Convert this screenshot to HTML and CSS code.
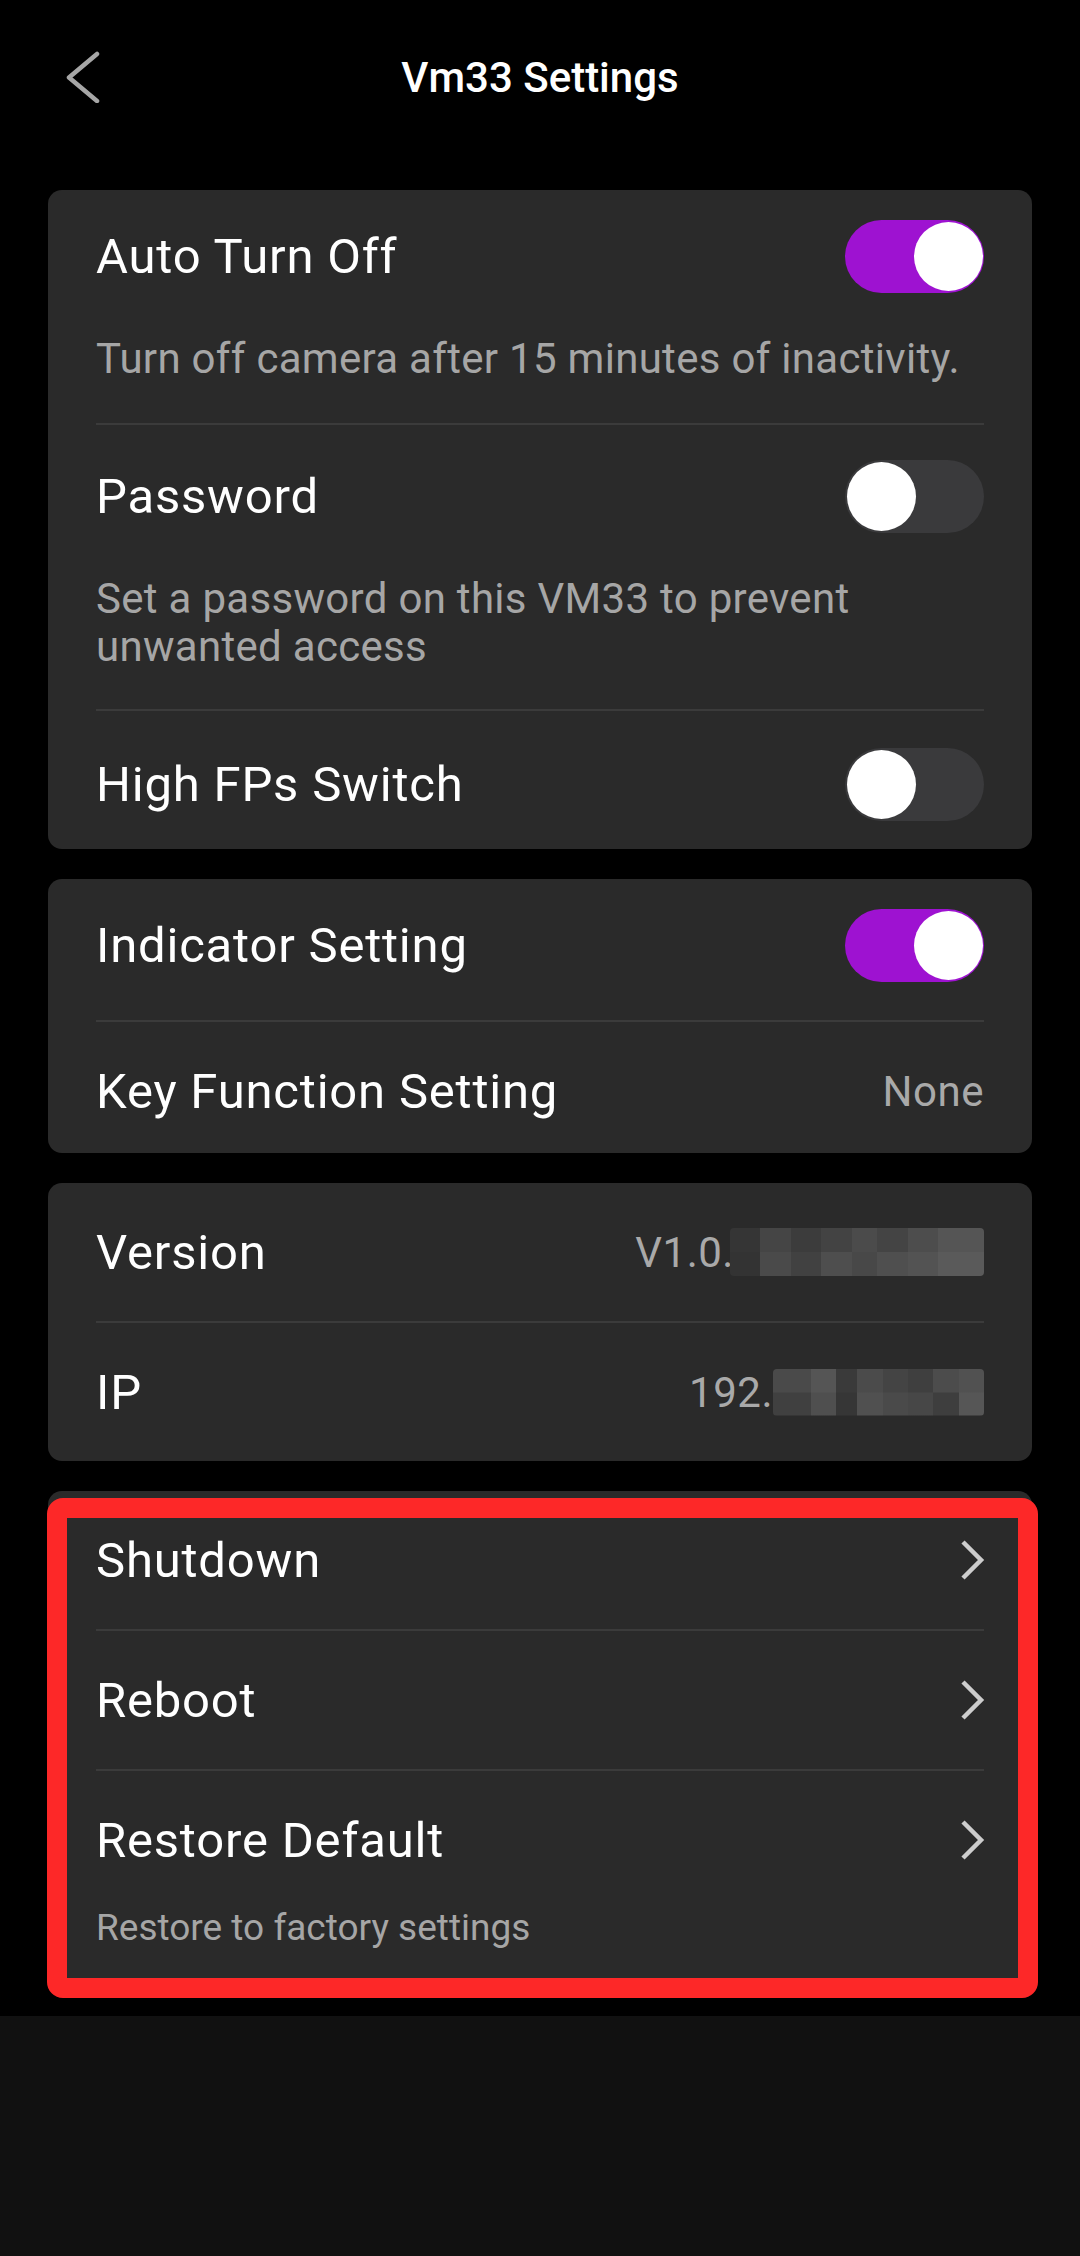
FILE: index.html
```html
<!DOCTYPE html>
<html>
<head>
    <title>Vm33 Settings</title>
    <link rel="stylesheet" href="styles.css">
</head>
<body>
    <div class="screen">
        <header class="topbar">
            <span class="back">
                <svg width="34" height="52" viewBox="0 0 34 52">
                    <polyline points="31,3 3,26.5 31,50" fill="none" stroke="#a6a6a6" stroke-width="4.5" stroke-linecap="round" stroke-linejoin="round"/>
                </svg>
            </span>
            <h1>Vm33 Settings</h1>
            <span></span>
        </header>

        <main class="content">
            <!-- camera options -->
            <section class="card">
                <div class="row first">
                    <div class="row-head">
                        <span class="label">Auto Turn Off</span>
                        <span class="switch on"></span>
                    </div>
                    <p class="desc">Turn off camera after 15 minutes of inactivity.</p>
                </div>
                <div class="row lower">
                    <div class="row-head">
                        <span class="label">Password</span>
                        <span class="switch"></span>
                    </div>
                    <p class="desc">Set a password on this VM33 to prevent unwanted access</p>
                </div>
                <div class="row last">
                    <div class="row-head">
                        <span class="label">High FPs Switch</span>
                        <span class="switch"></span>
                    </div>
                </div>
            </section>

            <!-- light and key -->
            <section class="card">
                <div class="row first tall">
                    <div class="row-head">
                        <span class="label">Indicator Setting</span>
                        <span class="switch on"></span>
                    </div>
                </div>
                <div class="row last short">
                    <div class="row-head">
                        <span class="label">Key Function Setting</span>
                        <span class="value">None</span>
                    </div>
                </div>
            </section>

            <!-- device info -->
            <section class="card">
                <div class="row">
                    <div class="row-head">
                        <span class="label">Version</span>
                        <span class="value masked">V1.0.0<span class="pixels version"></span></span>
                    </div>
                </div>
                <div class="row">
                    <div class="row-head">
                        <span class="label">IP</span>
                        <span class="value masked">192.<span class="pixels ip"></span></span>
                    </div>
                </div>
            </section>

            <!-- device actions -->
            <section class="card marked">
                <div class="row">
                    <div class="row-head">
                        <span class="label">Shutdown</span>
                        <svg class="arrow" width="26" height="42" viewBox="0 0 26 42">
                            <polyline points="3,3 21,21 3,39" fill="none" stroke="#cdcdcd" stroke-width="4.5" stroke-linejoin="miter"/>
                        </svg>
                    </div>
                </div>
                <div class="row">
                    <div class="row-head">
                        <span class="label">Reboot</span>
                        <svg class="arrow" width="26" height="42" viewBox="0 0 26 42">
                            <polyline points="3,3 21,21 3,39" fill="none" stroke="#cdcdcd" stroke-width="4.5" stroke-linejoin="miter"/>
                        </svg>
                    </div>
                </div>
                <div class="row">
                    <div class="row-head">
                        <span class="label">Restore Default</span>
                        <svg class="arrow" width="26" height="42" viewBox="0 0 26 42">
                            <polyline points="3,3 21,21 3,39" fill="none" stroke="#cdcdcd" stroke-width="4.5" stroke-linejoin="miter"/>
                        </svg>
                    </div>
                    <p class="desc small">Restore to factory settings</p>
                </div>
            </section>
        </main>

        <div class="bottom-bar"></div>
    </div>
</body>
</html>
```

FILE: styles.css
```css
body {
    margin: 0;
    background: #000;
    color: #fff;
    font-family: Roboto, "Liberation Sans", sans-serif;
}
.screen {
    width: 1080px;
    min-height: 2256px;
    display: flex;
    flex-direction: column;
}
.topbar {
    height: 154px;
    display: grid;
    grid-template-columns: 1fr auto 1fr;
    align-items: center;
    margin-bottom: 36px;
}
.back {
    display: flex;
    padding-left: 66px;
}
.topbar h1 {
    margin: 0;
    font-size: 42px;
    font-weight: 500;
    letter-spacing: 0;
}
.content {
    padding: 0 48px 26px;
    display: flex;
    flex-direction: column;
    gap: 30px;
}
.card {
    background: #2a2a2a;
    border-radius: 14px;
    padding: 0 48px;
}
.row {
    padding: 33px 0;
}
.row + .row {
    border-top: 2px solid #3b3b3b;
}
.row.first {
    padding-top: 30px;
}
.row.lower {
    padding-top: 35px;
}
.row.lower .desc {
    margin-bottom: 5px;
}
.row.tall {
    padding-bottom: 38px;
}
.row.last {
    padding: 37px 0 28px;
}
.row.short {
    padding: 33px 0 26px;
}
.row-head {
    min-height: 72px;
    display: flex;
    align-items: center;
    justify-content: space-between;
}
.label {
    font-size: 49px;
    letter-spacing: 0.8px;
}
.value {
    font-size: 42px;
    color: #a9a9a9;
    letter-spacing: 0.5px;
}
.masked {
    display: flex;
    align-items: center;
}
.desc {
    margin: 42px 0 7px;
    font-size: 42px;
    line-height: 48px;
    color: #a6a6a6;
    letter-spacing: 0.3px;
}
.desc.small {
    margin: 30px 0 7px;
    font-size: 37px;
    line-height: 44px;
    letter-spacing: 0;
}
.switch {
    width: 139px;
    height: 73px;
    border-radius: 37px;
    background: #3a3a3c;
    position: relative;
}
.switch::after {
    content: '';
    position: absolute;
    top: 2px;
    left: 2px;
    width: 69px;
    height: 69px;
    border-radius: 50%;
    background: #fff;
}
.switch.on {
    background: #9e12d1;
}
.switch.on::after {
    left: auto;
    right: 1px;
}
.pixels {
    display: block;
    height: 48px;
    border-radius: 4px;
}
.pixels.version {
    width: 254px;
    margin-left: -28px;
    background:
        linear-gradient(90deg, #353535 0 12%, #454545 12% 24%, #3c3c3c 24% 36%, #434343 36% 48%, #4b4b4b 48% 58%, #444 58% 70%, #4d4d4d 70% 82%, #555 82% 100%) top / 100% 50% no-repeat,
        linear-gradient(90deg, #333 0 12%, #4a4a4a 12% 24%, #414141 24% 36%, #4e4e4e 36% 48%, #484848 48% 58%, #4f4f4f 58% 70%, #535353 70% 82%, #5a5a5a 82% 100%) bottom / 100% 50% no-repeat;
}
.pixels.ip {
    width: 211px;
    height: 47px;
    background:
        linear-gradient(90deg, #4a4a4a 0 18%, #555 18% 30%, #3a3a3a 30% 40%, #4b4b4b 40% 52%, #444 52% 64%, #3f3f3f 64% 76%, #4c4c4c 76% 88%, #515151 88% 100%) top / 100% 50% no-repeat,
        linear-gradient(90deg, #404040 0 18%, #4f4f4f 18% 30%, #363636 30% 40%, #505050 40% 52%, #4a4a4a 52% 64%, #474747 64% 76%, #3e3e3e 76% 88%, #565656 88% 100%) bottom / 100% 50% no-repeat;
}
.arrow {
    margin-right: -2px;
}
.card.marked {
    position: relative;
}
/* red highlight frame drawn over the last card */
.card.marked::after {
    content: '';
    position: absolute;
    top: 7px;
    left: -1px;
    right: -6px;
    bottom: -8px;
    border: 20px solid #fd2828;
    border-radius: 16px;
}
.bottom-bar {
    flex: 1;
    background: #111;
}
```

_Written problem_.
Write out the full set of lines verbatim, without the pictures.

_Response_.
Convert this screenshot to HTML and CSS code.
FILE: index.html
```html
<!DOCTYPE html>
<html>
<head>
    <title>Vm33 Settings</title>
    <link rel="stylesheet" href="styles.css">
</head>
<body>
    <div class="screen">
        <header class="topbar">
            <span class="back">
                <svg width="34" height="52" viewBox="0 0 34 52">
                    <polyline points="31,3 3,26.5 31,50" fill="none" stroke="#a6a6a6" stroke-width="4.5" stroke-linecap="round" stroke-linejoin="round"/>
                </svg>
            </span>
            <h1>Vm33 Settings</h1>
            <span></span>
        </header>

        <main class="content">
            <!-- camera options -->
            <section class="card">
                <div class="row first">
                    <div class="row-head">
                        <span class="label">Auto Turn Off</span>
                        <span class="switch on"></span>
                    </div>
                    <p class="desc">Turn off camera after 15 minutes of inactivity.</p>
                </div>
                <div class="row lower">
                    <div class="row-head">
                        <span class="label">Password</span>
                        <span class="switch"></span>
                    </div>
                    <p class="desc">Set a password on this VM33 to prevent unwanted access</p>
                </div>
                <div class="row last">
                    <div class="row-head">
                        <span class="label">High FPs Switch</span>
                        <span class="switch"></span>
                    </div>
                </div>
            </section>

            <!-- light and key -->
            <section class="card">
                <div class="row first tall">
                    <div class="row-head">
                        <span class="label">Indicator Setting</span>
                        <span class="switch on"></span>
                    </div>
                </div>
                <div class="row last short">
                    <div class="row-head">
                        <span class="label">Key Function Setting</span>
                        <span class="value">None</span>
                    </div>
                </div>
            </section>

            <!-- device info -->
            <section class="card">
                <div class="row">
                    <div class="row-head">
                        <span class="label">Version</span>
                        <span class="value masked">V1.0.0<span class="pixels version"></span></span>
                    </div>
                </div>
                <div class="row">
                    <div class="row-head">
                        <span class="label">IP</span>
                        <span class="value masked">192.<span class="pixels ip"></span></span>
                    </div>
                </div>
            </section>

            <!-- device actions -->
            <section class="card marked">
                <div class="row">
                    <div class="row-head">
                        <span class="label">Shutdown</span>
                        <svg class="arrow" width="26" height="42" viewBox="0 0 26 42">
                            <polyline points="3,3 21,21 3,39" fill="none" stroke="#cdcdcd" stroke-width="4.5" stroke-linejoin="miter"/>
                        </svg>
                    </div>
                </div>
                <div class="row">
                    <div class="row-head">
                        <span class="label">Reboot</span>
                        <svg class="arrow" width="26" height="42" viewBox="0 0 26 42">
                            <polyline points="3,3 21,21 3,39" fill="none" stroke="#cdcdcd" stroke-width="4.5" stroke-linejoin="miter"/>
                        </svg>
                    </div>
                </div>
                <div class="row">
                    <div class="row-head">
                        <span class="label">Restore Default</span>
                        <svg class="arrow" width="26" height="42" viewBox="0 0 26 42">
                            <polyline points="3,3 21,21 3,39" fill="none" stroke="#cdcdcd" stroke-width="4.5" stroke-linejoin="miter"/>
                        </svg>
                    </div>
                    <p class="desc small">Restore to factory settings</p>
                </div>
            </section>
        </main>

        <div class="bottom-bar"></div>
    </div>
</body>
</html>
```

FILE: styles.css
```css
body {
    margin: 0;
    background: #000;
    color: #fff;
    font-family: Roboto, "Liberation Sans", sans-serif;
}
.screen {
    width: 1080px;
    min-height: 2256px;
    display: flex;
    flex-direction: column;
}
.topbar {
    height: 154px;
    display: grid;
    grid-template-columns: 1fr auto 1fr;
    align-items: center;
    margin-bottom: 36px;
}
.back {
    display: flex;
    padding-left: 66px;
}
.topbar h1 {
    margin: 0;
    font-size: 42px;
    font-weight: 500;
    letter-spacing: 0;
}
.content {
    padding: 0 48px 26px;
    display: flex;
    flex-direction: column;
    gap: 30px;
}
.card {
    background: #2a2a2a;
    border-radius: 14px;
    padding: 0 48px;
}
.row {
    padding: 33px 0;
}
.row + .row {
    border-top: 2px solid #3b3b3b;
}
.row.first {
    padding-top: 30px;
}
.row.lower {
    padding-top: 35px;
}
.row.lower .desc {
    margin-bottom: 5px;
}
.row.tall {
    padding-bottom: 38px;
}
.row.last {
    padding: 37px 0 28px;
}
.row.short {
    padding: 33px 0 26px;
}
.row-head {
    min-height: 72px;
    display: flex;
    align-items: center;
    justify-content: space-between;
}
.label {
    font-size: 49px;
    letter-spacing: 0.8px;
}
.value {
    font-size: 42px;
    color: #a9a9a9;
    letter-spacing: 0.5px;
}
.masked {
    display: flex;
    align-items: center;
}
.desc {
    margin: 42px 0 7px;
    font-size: 42px;
    line-height: 48px;
    color: #a6a6a6;
    letter-spacing: 0.3px;
}
.desc.small {
    margin: 30px 0 7px;
    font-size: 37px;
    line-height: 44px;
    letter-spacing: 0;
}
.switch {
    width: 139px;
    height: 73px;
    border-radius: 37px;
    background: #3a3a3c;
    position: relative;
}
.switch::after {
    content: '';
    position: absolute;
    top: 2px;
    left: 2px;
    width: 69px;
    height: 69px;
    border-radius: 50%;
    background: #fff;
}
.switch.on {
    background: #9e12d1;
}
.switch.on::after {
    left: auto;
    right: 1px;
}
.pixels {
    display: block;
    height: 48px;
    border-radius: 4px;
}
.pixels.version {
    width: 254px;
    margin-left: -28px;
    background:
        linear-gradient(90deg, #353535 0 12%, #454545 12% 24%, #3c3c3c 24% 36%, #434343 36% 48%, #4b4b4b 48% 58%, #444 58% 70%, #4d4d4d 70% 82%, #555 82% 100%) top / 100% 50% no-repeat,
        linear-gradient(90deg, #333 0 12%, #4a4a4a 12% 24%, #414141 24% 36%, #4e4e4e 36% 48%, #484848 48% 58%, #4f4f4f 58% 70%, #535353 70% 82%, #5a5a5a 82% 100%) bottom / 100% 50% no-repeat;
}
.pixels.ip {
    width: 211px;
    height: 47px;
    background:
        linear-gradient(90deg, #4a4a4a 0 18%, #555 18% 30%, #3a3a3a 30% 40%, #4b4b4b 40% 52%, #444 52% 64%, #3f3f3f 64% 76%, #4c4c4c 76% 88%, #515151 88% 100%) top / 100% 50% no-repeat,
        linear-gradient(90deg, #404040 0 18%, #4f4f4f 18% 30%, #363636 30% 40%, #505050 40% 52%, #4a4a4a 52% 64%, #474747 64% 76%, #3e3e3e 76% 88%, #565656 88% 100%) bottom / 100% 50% no-repeat;
}
.arrow {
    margin-right: -2px;
}
.card.marked {
    position: relative;
}
/* red highlight frame drawn over the last card */
.card.marked::after {
    content: '';
    position: absolute;
    top: 7px;
    left: -1px;
    right: -6px;
    bottom: -8px;
    border: 20px solid #fd2828;
    border-radius: 16px;
}
.bottom-bar {
    flex: 1;
    background: #111;
}
```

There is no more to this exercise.